À l’origine de cette saga judiciaire: la décision la semaine dernière d’un juge, connu pour ses vues ultraconservatrices, qui avait retiré son autorisation de mise sur le marché. En dépit du consensus scientifique, il a estimé que la mifépristone présentait des risques pour la santé des femmes et suspendu son autorisation pour l’ensemble du territoire américain.
Il avait prévu un délai d’une semaine avant que sa décision ne s’applique, afin de laisser le temps au gouvernement fédéral de faire appel. L’administration du président démocrate Joe Biden avait demandé à une Cour d’appel de La Nouvelle-Orléans d’intervenir pour bloquer l’arrêt «extraordinaire et sans précédent» du juge Matthew Kacsmaryk, nommé par Donald Trump, «en attendant l’examen de fond» du dossier.
Autorisée par la FDA en 2000
Dans son recours, le gouvernement rappelait que plus de 5 millions de femmes ont utilisé la mifépristone, combinée avec un autre cachet, depuis son autorisation par la FDA en 2000. Quand elle est prise correctement, les effets secondaires graves sont extrêmement rares, plaidait-il. Mais la décision de la Cour d’appel ne donnait pas raison à l’administration Biden, puisqu’elle limitait considérablement l’accès à cette pilule.

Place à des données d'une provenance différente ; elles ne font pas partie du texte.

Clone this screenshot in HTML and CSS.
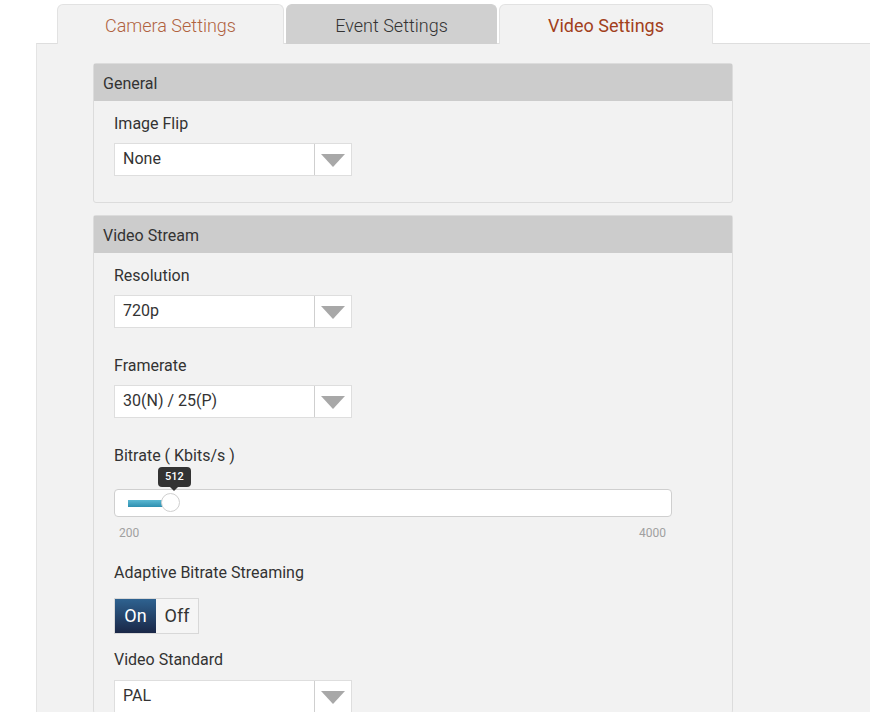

La Cour suprême, dominée par les conservateurs depuis son remaniement par Donald Trump, est donc appelée à trancher. C’est cette même institution qui avait annulé en juin dernier la protection constitutionnelle de l’avortement, provoquant son interdiction dans une quinzaine d’États. L’avenir de ce cachet est donc très incertain.
Parallèlement, une coalition d’États démocrates a saisi un autre tribunal à la fin du mois de février pour tenter de préserver cette pilule. Moins d’une heure après la décision du juge Kacsmaryk, un de ses confères, le juge Thomas Rice, nommé par Barack Obama et siégeant dans l’État de Washington, avait estimé que la mifépristone était «sûre et efficace» et avait interdit à la FDA de retirer son agrément dans les 17 États à l’origine du recours.
La Floride critiquée
Quelques heures plus tard, la Maison-Blanche a dénoncé jeudi comme «extrême et dangereuse» la nouvelle loi interdisant l’avortement après six semaines de grossesse adoptée par le parlement de Floride. «Aujourd’hui, le parlement de Floride à majorité républicaine a envoyé une nouvelle loi extrême et dangereuse sur le bureau de gouverneur (Ron) DeSantis pour qu’il la signe», a fustigé la porte-parole de l’exécutif américain, Karine Jean-Pierre, dans un communiqué.
Approuvée à 70 voix pour et 40 contre par les élus de cet État du sud-est du pays, la loi doit en effet être signée par l’étoile montante de la droite populiste américaine et possible prétendant à la Maison-Blanche, Ron DeSantis, qui a déjà indiqué son intention de la promulguer.
L’entrée en vigueur de cette interdiction fera de la Floride l’un des États qui restreignent le plus l’avortement sans l’interdire. Les seules exceptions prises en compte par la loi de Floride sont celles d’un «risque grave» pour la santé de la femme ou d’une anomalie létale du fœtus, ainsi qu’en cas de viol ou d’inceste, dans la limite de 15 semaines de grossesse.